▶ **STATED PROBLEM**:
Transcribe the data in full and exactly, omitting any pictures.

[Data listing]
-*-*-

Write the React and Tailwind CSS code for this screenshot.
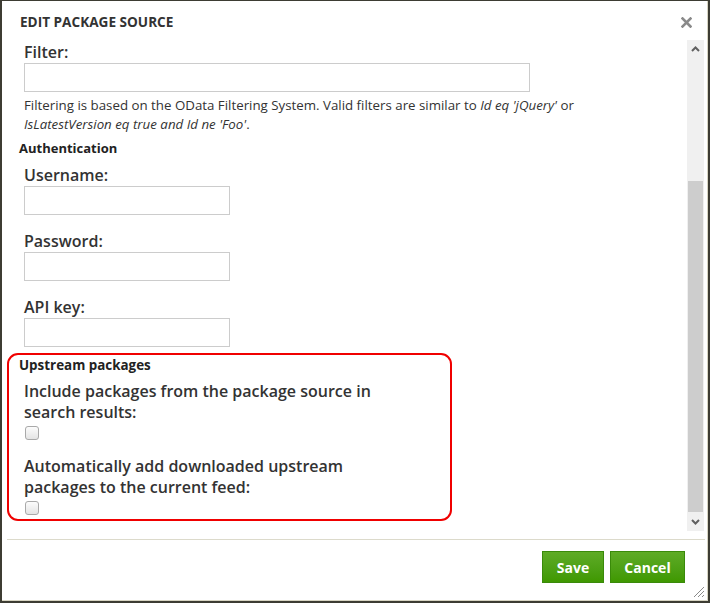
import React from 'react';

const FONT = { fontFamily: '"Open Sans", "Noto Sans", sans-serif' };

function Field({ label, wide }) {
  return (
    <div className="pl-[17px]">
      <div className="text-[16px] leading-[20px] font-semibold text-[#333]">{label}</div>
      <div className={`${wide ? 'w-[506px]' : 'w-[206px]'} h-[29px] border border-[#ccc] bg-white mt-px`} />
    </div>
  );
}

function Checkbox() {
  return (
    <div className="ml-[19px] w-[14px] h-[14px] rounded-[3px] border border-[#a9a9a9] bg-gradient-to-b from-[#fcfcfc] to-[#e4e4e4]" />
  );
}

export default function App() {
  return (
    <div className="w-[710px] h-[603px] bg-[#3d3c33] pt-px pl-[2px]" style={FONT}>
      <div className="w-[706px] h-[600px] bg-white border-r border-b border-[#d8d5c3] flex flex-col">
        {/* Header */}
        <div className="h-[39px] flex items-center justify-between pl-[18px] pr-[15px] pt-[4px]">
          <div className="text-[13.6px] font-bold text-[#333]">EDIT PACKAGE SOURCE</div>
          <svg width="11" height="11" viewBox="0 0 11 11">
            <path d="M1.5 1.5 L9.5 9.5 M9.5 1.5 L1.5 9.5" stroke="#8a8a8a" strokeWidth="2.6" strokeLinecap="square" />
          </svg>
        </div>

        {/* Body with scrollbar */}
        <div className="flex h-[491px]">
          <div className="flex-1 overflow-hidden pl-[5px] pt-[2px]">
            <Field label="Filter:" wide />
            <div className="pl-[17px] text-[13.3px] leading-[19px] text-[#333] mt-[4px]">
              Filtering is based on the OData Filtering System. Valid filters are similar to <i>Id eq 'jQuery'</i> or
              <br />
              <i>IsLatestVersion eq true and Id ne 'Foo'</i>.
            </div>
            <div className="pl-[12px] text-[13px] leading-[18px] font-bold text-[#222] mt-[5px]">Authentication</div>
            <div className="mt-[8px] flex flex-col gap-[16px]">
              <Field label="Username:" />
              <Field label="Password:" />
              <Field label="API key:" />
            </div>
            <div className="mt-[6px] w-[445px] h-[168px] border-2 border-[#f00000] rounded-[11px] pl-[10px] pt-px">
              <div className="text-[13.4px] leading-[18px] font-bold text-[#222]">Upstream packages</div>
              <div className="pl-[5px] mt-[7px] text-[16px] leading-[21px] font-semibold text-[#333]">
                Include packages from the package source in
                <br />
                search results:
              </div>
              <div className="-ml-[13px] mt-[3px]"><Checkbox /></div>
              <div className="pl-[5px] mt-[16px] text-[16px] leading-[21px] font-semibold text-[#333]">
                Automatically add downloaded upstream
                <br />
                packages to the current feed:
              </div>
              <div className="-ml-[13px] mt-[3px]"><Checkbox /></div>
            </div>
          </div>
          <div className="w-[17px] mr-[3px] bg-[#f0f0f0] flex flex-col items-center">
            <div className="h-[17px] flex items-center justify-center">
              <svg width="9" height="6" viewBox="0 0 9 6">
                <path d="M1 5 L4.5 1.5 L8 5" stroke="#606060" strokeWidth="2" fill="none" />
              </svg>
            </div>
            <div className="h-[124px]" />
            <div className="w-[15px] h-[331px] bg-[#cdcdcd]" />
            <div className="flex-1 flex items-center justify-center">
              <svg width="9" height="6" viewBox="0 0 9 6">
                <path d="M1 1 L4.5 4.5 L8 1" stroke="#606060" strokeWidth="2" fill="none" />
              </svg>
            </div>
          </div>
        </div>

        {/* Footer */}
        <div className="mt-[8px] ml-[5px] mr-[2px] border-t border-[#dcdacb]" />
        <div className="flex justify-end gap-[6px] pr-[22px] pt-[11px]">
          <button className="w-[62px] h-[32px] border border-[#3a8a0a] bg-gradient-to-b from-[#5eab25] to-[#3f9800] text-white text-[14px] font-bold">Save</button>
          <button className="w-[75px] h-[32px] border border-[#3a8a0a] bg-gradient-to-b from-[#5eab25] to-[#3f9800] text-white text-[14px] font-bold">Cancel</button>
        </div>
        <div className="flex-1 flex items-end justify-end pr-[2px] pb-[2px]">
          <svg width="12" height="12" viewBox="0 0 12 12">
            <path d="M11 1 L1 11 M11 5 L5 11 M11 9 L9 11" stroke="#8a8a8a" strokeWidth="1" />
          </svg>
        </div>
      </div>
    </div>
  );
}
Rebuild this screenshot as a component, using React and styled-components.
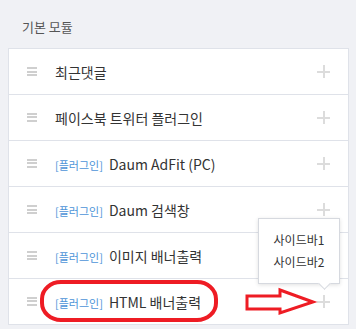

-*-*-

▶ **TASK SOLUTION**:
Write the React and Tailwind CSS code for this screenshot.
import React from 'react';

const FONT = { fontFamily: '"Open Sans", "Noto Sans", sans-serif' };

function Field({ label, wide }) {
  return (
    <div className="pl-[17px]">
      <div className="text-[16px] leading-[20px] font-semibold text-[#333]">{label}</div>
      <div className={`${wide ? 'w-[506px]' : 'w-[206px]'} h-[29px] border border-[#ccc] bg-white mt-px`} />
    </div>
  );
}

function Checkbox() {
  return (
    <div className="ml-[19px] w-[14px] h-[14px] rounded-[3px] border border-[#a9a9a9] bg-gradient-to-b from-[#fcfcfc] to-[#e4e4e4]" />
  );
}

export default function App() {
  return (
    <div className="w-[710px] h-[603px] bg-[#3d3c33] pt-px pl-[2px]" style={FONT}>
      <div className="w-[706px] h-[600px] bg-white border-r border-b border-[#d8d5c3] flex flex-col">
        {/* Header */}
        <div className="h-[39px] flex items-center justify-between pl-[18px] pr-[15px] pt-[4px]">
          <div className="text-[13.6px] font-bold text-[#333]">EDIT PACKAGE SOURCE</div>
          <svg width="11" height="11" viewBox="0 0 11 11">
            <path d="M1.5 1.5 L9.5 9.5 M9.5 1.5 L1.5 9.5" stroke="#8a8a8a" strokeWidth="2.6" strokeLinecap="square" />
          </svg>
        </div>

        {/* Body with scrollbar */}
        <div className="flex h-[491px]">
          <div className="flex-1 overflow-hidden pl-[5px] pt-[2px]">
            <Field label="Filter:" wide />
            <div className="pl-[17px] text-[13.3px] leading-[19px] text-[#333] mt-[4px]">
              Filtering is based on the OData Filtering System. Valid filters are similar to <i>Id eq 'jQuery'</i> or
              <br />
              <i>IsLatestVersion eq true and Id ne 'Foo'</i>.
            </div>
            <div className="pl-[12px] text-[13px] leading-[18px] font-bold text-[#222] mt-[5px]">Authentication</div>
            <div className="mt-[8px] flex flex-col gap-[16px]">
              <Field label="Username:" />
              <Field label="Password:" />
              <Field label="API key:" />
            </div>
            <div className="mt-[6px] w-[445px] h-[168px] border-2 border-[#f00000] rounded-[11px] pl-[10px] pt-px">
              <div className="text-[13.4px] leading-[18px] font-bold text-[#222]">Upstream packages</div>
              <div className="pl-[5px] mt-[7px] text-[16px] leading-[21px] font-semibold text-[#333]">
                Include packages from the package source in
                <br />
                search results:
              </div>
              <div className="-ml-[13px] mt-[3px]"><Checkbox /></div>
              <div className="pl-[5px] mt-[16px] text-[16px] leading-[21px] font-semibold text-[#333]">
                Automatically add downloaded upstream
                <br />
                packages to the current feed:
              </div>
              <div className="-ml-[13px] mt-[3px]"><Checkbox /></div>
            </div>
          </div>
          <div className="w-[17px] mr-[3px] bg-[#f0f0f0] flex flex-col items-center">
            <div className="h-[17px] flex items-center justify-center">
              <svg width="9" height="6" viewBox="0 0 9 6">
                <path d="M1 5 L4.5 1.5 L8 5" stroke="#606060" strokeWidth="2" fill="none" />
              </svg>
            </div>
            <div className="h-[124px]" />
            <div className="w-[15px] h-[331px] bg-[#cdcdcd]" />
            <div className="flex-1 flex items-center justify-center">
              <svg width="9" height="6" viewBox="0 0 9 6">
                <path d="M1 1 L4.5 4.5 L8 1" stroke="#606060" strokeWidth="2" fill="none" />
              </svg>
            </div>
          </div>
        </div>

        {/* Footer */}
        <div className="mt-[8px] ml-[5px] mr-[2px] border-t border-[#dcdacb]" />
        <div className="flex justify-end gap-[6px] pr-[22px] pt-[11px]">
          <button className="w-[62px] h-[32px] border border-[#3a8a0a] bg-gradient-to-b from-[#5eab25] to-[#3f9800] text-white text-[14px] font-bold">Save</button>
          <button className="w-[75px] h-[32px] border border-[#3a8a0a] bg-gradient-to-b from-[#5eab25] to-[#3f9800] text-white text-[14px] font-bold">Cancel</button>
        </div>
        <div className="flex-1 flex items-end justify-end pr-[2px] pb-[2px]">
          <svg width="12" height="12" viewBox="0 0 12 12">
            <path d="M11 1 L1 11 M11 5 L5 11 M11 9 L9 11" stroke="#8a8a8a" strokeWidth="1" />
          </svg>
        </div>
      </div>
    </div>
  );
}
Rebuild this screenshot as a component, using React and styled-components.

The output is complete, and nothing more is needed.